Friday 4 October 2013

Something good going down in Deptford, London SE, something to make you free

A wet and drizzly day in London town. The sun is tired and anaemic, its rays failing to push through the damp lid of pale plastic cloud that rests over our heads. We take so much for granted. We assume certain things are true but they turn out not to be. Life began in the depths of the earth, not in a warm chemical pond on its surface. Oil and gas are not the residue of rotting plants after all, but are mixed up in the geological furnace close to the centre of the earth. Not many people know these new things, and it will be hard for us to throw out the old ideas, but we must. If we don't know where we came from we can't get to where we are going.....ask old Oedipus about that one....



...so, we decide to go down to Deptford, where the great jazz man, rapper, hip-hopper and freedom fighter has his jazz - rap - opera The Legend of Mike Smith running in The Albany Theatre.

Soweto Kinch 

Soweto Kinch is a brilliant rapper and a great saxophonist too, and his theme is that when we are free we are most truly human, and when most truly human we are creative and good - but to be free we need to be strong, because the seven deadly sins are snatching at our souls every day, ripping away our humanity and aiming to leave only the bestiality beneath, quivering ugly and twitching naked and salacious....all this insidious intent tucked away behind the logos, brands and advertising of the so called free market.

Tyrone Isaac-Stewart

But we can be free. We can let others be free. Let them sell their wares. We just have to know what's going on and where we came from and where we want to go........let's talk about it, sing about it, play jazz about it....this should be on the school curriculum.
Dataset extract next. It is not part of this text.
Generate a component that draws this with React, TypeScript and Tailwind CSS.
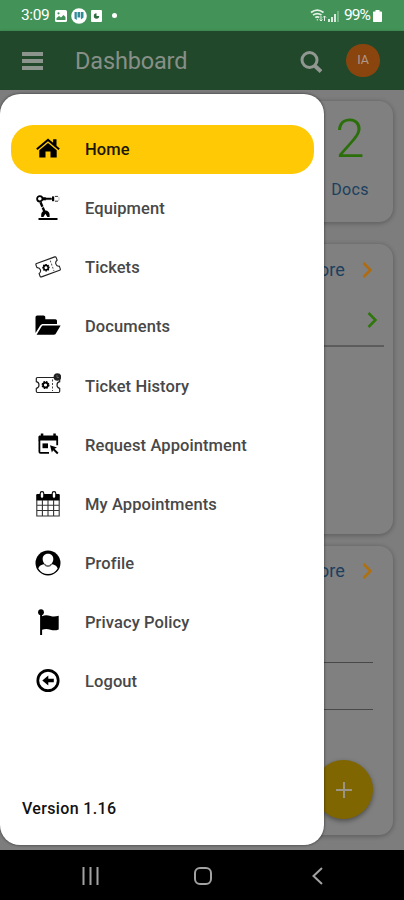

Ricardo da Silva, Soweto Kinch, Tyrone Isaac-Stewart at the fabulous finish of the show

A long time ago, in Deptford,  Peter the Great lived, learning how to build ships for his Russian Navy. He was there because Henry the 8th built his Navy here. These men were great bastards, tyrants of the worse sort. And Christopher Marlowe, Shakespeare's younger rival and admirer, was stabbed to death in 1593 in a pub here too. But now something good is going on down in Deptford. Get yourself down there to see it at The Albany Theatre.

And have a look at Deep Hot Biosphere (The myth of fossil fuels) by Thomas Gold. It will open your mind about where we came from.